Romans 8: Misguided Hostility

“For the mind that is set on the flesh is hostile to God, for it does not submit to God's law; indeed, it cannot. Those who are in the flesh cannot please God.” – Romans 8:7-8

We continue now in our meditation upon Romans 8, and we’ve been exploring Paul’s understanding of how there are essentially two different kinds of people in the world. According to Paul someone is either in Christ or not in Christ. If you are in Christ then you are someone who is not condemned by God (vs. 1), set free from the power of sin and death (vs. 2), forgiven of sin (vs. 3), empowered by the Holy Spirit for obedience (vs. 4), able to set your mind on the things of the Spirit (vs. 5), and in possession of life and peace (vs. 6).

Whereas if you’re not in Christ, but rather, as Paul argues in Romans chapter 5, still “in Adam”, then you are someone who is still walking according to the flesh (vs. 4), and setting your mind on the things of the flesh (vs. 5), which leads ultimately to death and death eternal (vs. 6).


And what Paul concludes in verses 7 and 8 is that the person who is set on the things of the flesh is fundamentally a person who is hostile to God. Why? Because he does not, indeed he cannot, submit to the goodness and holiness of God’s law. This kind of person, says Paul, cannot please God. Consider here, for just a moment, the absolute absurdity into which sin brings all fallen men and women, the absurdity of hating God. Octavius Winslow captures the thought well and it is necessary to quote him here in full:

“The spectacle is an awful one in the extreme, of the finite armed in dead hostility to the Infinite – of a creature measuring his power with God - opposing his will to God’s will – his way to God’s way – his end to God’s end. And yet how disproportionate are our profoundest feelings of horror and commiseration to the atrocious nature and the tremendous consequence of the crime! Enmity against God! The greatest and holiest, the best and most powerful, of beings and of friends!

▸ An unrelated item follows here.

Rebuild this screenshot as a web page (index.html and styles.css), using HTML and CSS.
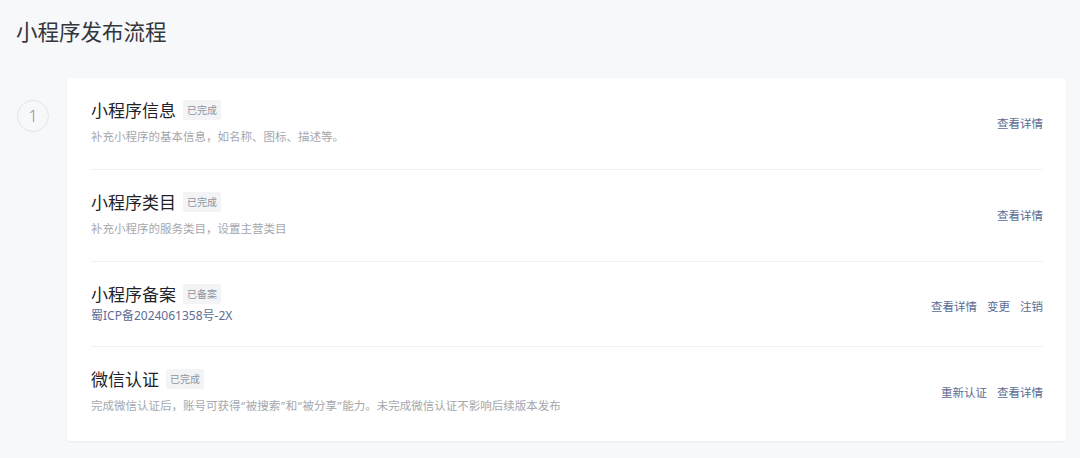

And why this enmity? Upon what, in the character of God, or in the nature of his government, is this sworn hostility grounded? Is it because he is essential love? Perfectly holy? Strictly Righteous? Infinitely wise and powerful? For which of these perfections does the sinner hate him? Is it because he gave his Son to die for man, laying him in a bleeding sacrifice on the altar of justice for human transgression? Is it because the sun of his goodness shines upon every being, and that he opens his hand and supplies the need of every living thing? Is it because he exercises forbearance and long-suffering, and slow to anger, and of great kindness? For which of these good works does the sinner hate him? And to what extent is this enmity displayed? It rests short of the destruction of the Divine existence. Man is at war with the very being of God.”[1]

The idea of being hostile to God is one which communicates a violent opposition toward God and all things connected with God. Which is why sin distorts and deforms all good things. Think about it: because we cannot get at God directly, we instead oppose God indirectly, sinfully taking good things and mutilating them for our own selfish (fleshly) purposes. We turn the good gift of marriage, and intimacy within marriage, into something unrecognizably new. We take God’s good gifts in creation and abuse them in unhealthy ways. Even our good works, because they’re done in rebellion against God, are nothing more than “filthy rags” (Isaiah 64:6). Indeed, Paul makes the point explicit in verse 8 – “Those who are in the flesh cannot please God.”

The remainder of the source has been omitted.